Both women say that the tension is greater between supporters of the Ukrainian government and separatists in Eastern Ukraine than between Ukraine and Russia.

Now, as the fighting drags on, Nedak says, "Project Kesher does everything to get people together at one table – just to sit, just to see one another. It’s why we organize these conferences, Skype meetings and webinars between people on both sides in individual cities where there is armed conflict like Makeyevka, Slovyansk, Mariupol and Lugansk. We discuss not politics but people’s shared pain. What they need and what we can do for each other.
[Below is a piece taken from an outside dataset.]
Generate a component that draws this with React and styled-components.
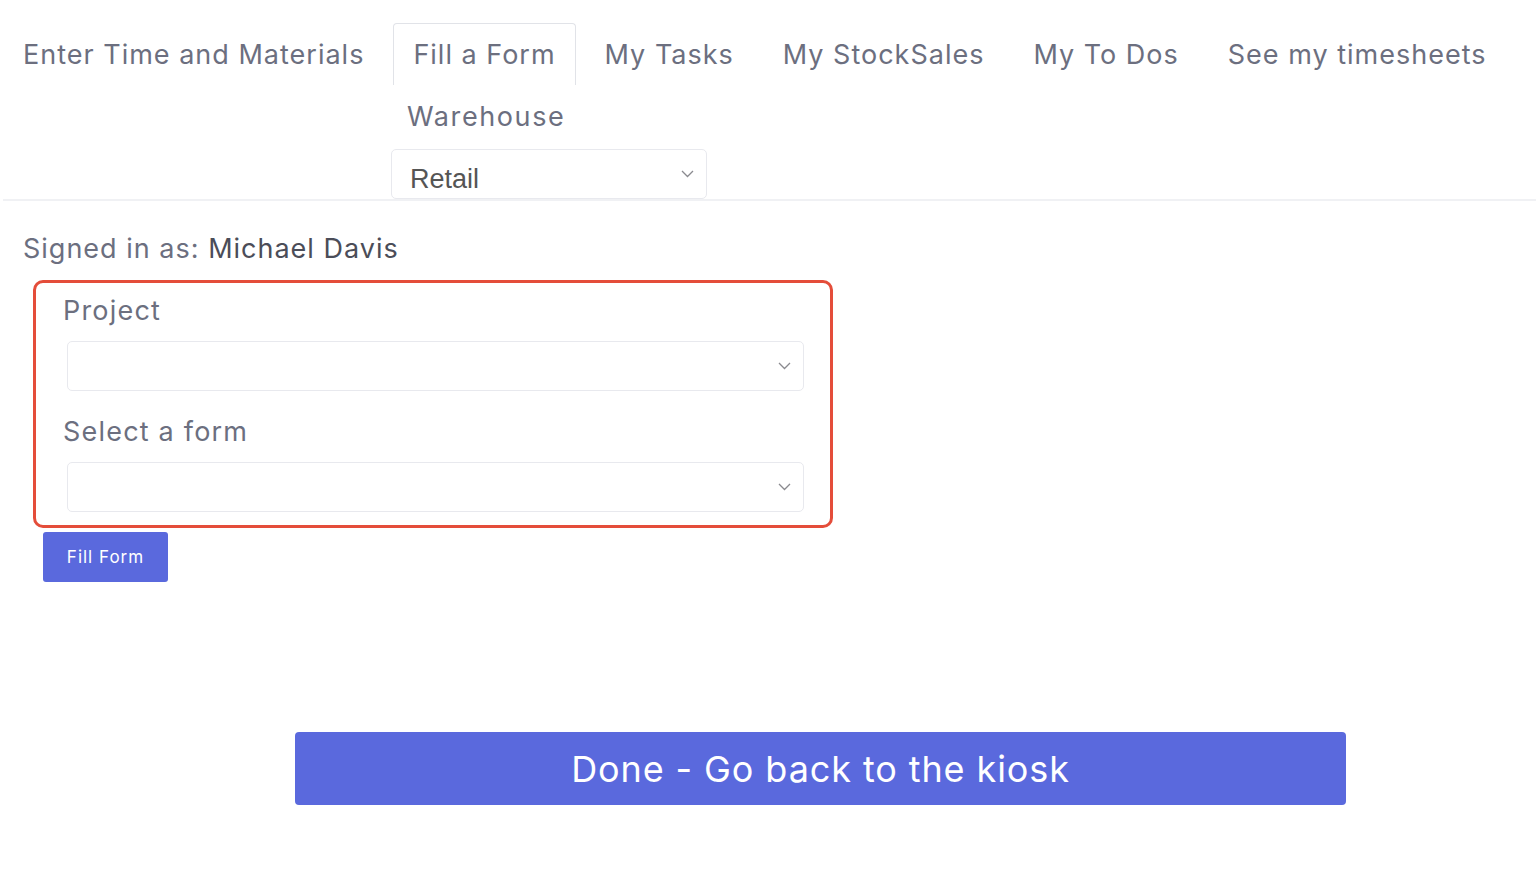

We, as women, set the tone for our families and when we remember our connections to each other, this ripples out to the community, just the way hate can do."

Continuing Pressure

One continuing source of pressure is the need to preserve money as currencies fall, and this has created an opening for dialogue.

"A Project Kesher leader who runs PK’s financial literacy program in her city in Ukraine saw old people, frightened refugees from Eastern Ukraine, and it made her very angry," Sklyankina says. "We invited her to join a Skype conference with Project Kesher leaders from Eastern Ukraine and Western Ukraine and Russia. She saw that no one had changed, no one was angry at the other leaders. She decided to work on teaching financial literacy to women in the refugee camp in the Dnieperpetrovsk region."

In Rybinsk, Russia, too, Project Kesher convened a multi-ethnic group of Ukrainian and Russian women to discuss women’s financial situations and the need for each woman to be self-sufficient and have "a pillow of safety," as well as ways to save money as currencies collapse.

In the beginning, Sklyankina says, "there were some tensions between Ukrainians and Russians – they sat apart – but after half an hour, talking about our families, we laughed together a little and the tension eased. Women from both sides shared information and expressed their opinions. It became clear how mass media had influenced them. They began to hear each other."

The participants returned home from that meeting and will conduct similar meetings in Western Ukraine, with other ethnic and national communities.

A new part of Project Kesher’s international curriculum is the art of mediation: how to work one-to-one without taking sides. This was the focus of the December general staff meeting for leaders from Ukraine, Russia, Belarus, Moldova, Georgia and Israel. "This won’t be so difficult for us," Sklyankina says. "It’s a woman’s way of solving conflicts."

Do even Nedak and Sklyankina feel tension between themselves and Project Kesher leaders they’ve worked with for years, now on opposite sides of the conflict?

There is a silence. Then Nedak talks about calling a Project Kesher leader who lives in the Donetsk region and sympathizes with the separatists. Her sympathies are on the other side. "I didn’t try to argue with her political position. I just thought about her family and her pain at being separated from her newborn grandchild," she says.

Nedak adds, "We understand now how fragile peace is." She mimes tearing a tissue-thin fabric. "Our grandparents understood this deeply because they lived through the Great War. They were always telling us, ‘Peace, peace,’ and we said, ‘Sure, Grandma.’ Now we feel it in our guts the way they always have."